Böll Brasil: Qual é a importância do Prêmio Chico Mendes e como você se sentiu por ser escolhida para recebe-lo?

Laiane Santos: O Prêmio Chico Mendes de Resistência é considerado a mais alta honraria para nós, que somos do movimento Social. Para mim foi uma surpresa ser agraciada com esse prêmio, pois fazemos a luta sem esperar nada em troca, principalmente um prêmio tão importante. A luta e defesa que faço é porque não consigo ver pessoas sofrendo ou sendo invisibilizadas e silenciadas e ficar sem fazer nada. Creio que como ser humano o meu dever é defender as minorias, pois eu também faço parte dela. Então fico muito feliz e honrada em receber este prêmio e também me sinto mais compelida a perseverar [a floresta]. Me sinto mais motivada a continuar, pois é bom saber que o que estou fazendo é o certo e que têm pessoas admirando a minha luta, enquanto para mim é o dia a dia.

Böll Brasil: Você ganhou o Prêmio na categoria liderança jovem, qual é o papel dos jovens na defesa da Floresta em pé hoje? E nas mudanças climáticas?

Laiane Santos: O jovem é um trunfo essencial da floresta, pois além de ter mais energia para fazer a defesa, também tem o entusiasmo para fazer algo diferente. O jovem também lidera nas questões tecnológicas e de comunicação, assim isso faz com que a nossa luta seja vista não só por nós mais também em todos os lugares do mundo. Com isso as nossas atividades do dia a dia estão mais conhecidas por diferentes culturas. O jovem não é o futuro, ele é o presente. Ele luta para reconhecerem isso, pois o futuro é distante mais o presente é agora.

Böll Brasil: Quais são os principais desafios da Reserva Extrativista (Resex) Chico Mendes, no Acre, e nesta região?

Laiane Santos:  Entre os principais desafios está a grande quantidade de pessoas que não são nativas da Resex, morando hoje na Resex. Isso impacta diretamente no modo de vida das pessoas, pois uma cultura acaba interferindo na outra e as pessoas que vem de fora geralmente não respeitam o modo de vida dos extrativistas. Eles acabam pressionando para que sejam desmatadas áreas para criação de gado branco, uma cultura [modo de vida] que não era do extrativista, mas que acabou sendo imposta.

Böll Brasil: Você pode nos contar brevemente sobre seu trabalho de mobilização?
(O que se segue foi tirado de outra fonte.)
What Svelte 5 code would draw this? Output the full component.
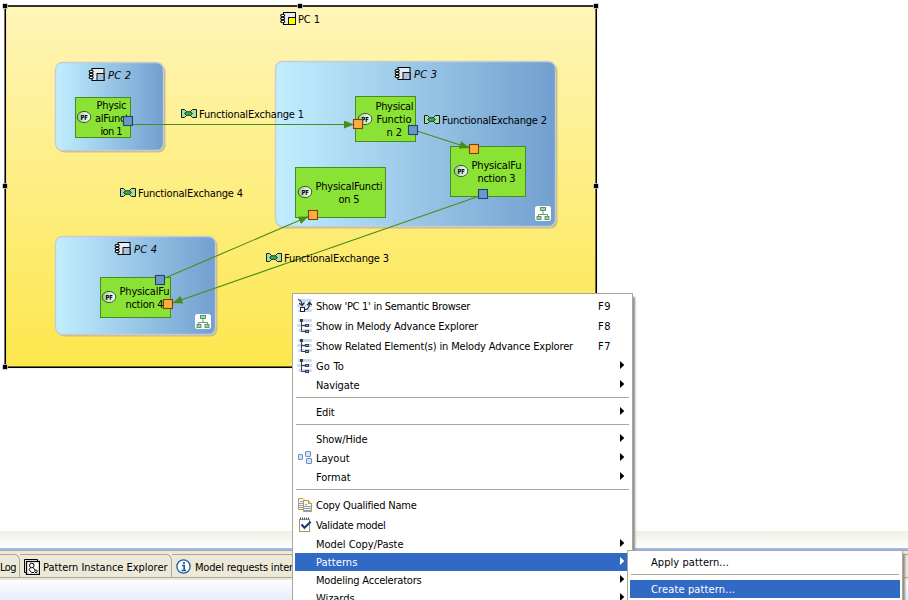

Laiane Santos:  Como eu conheço a maioria das comunidades na área rural de Brasileia pelo meu trabalho no Sindicato dos Trabalhadores Rurais de Brasileia, sou frequentemente procurada para mobilizar, na maioria das vezes, os moradores da Resex Chico Mendes. Eu só consigo fazer isso graças a confiança que eles têm em mim e com isso fica mais fácil quando a necessidade é de mobilização dos jovens, principalmente as mulheres. Quando não é o pai que as impede [de participarem], é o marido, mas eles permitem que elas saiam porque sou eu que as convido.

Böll Brasil: Em uma das descrições do prêmio, você é apresentada como feminista. Por que o feminismo é importante na luta por justiça socioambiental?

Laiane Santos: O feminismo é um dos fatores mais importantes na nossa luta, pois só com compreensão do que é feminismo, é que nos damos conta de que as mulheres raramente são ouvidas, e que em todas as situações de luta ou tragédias ambientais as mulheres são as mais impactadas e elas não têm essa noção. Quem ganha os méritos das causas são os homens e já estamos cansadas de ver grandes mulheres sendo invisibilizadas por homens, ou que elas mesmas achem que seu único papel em uma luta é cozinhar para quem está à frente. [É preciso] Fazê-las entender o quão são importantes e que suas vozes devem ser ouvidas. Podemos usar os conceitos do feminismo para explicar isso a elas na linguagem delas, mostrando que os homens não podem falar pelas mulheres, pois eles não têm noção do que sentimos e de como nossos corpos sofrem com as mudanças, tanto climática quanto sociais.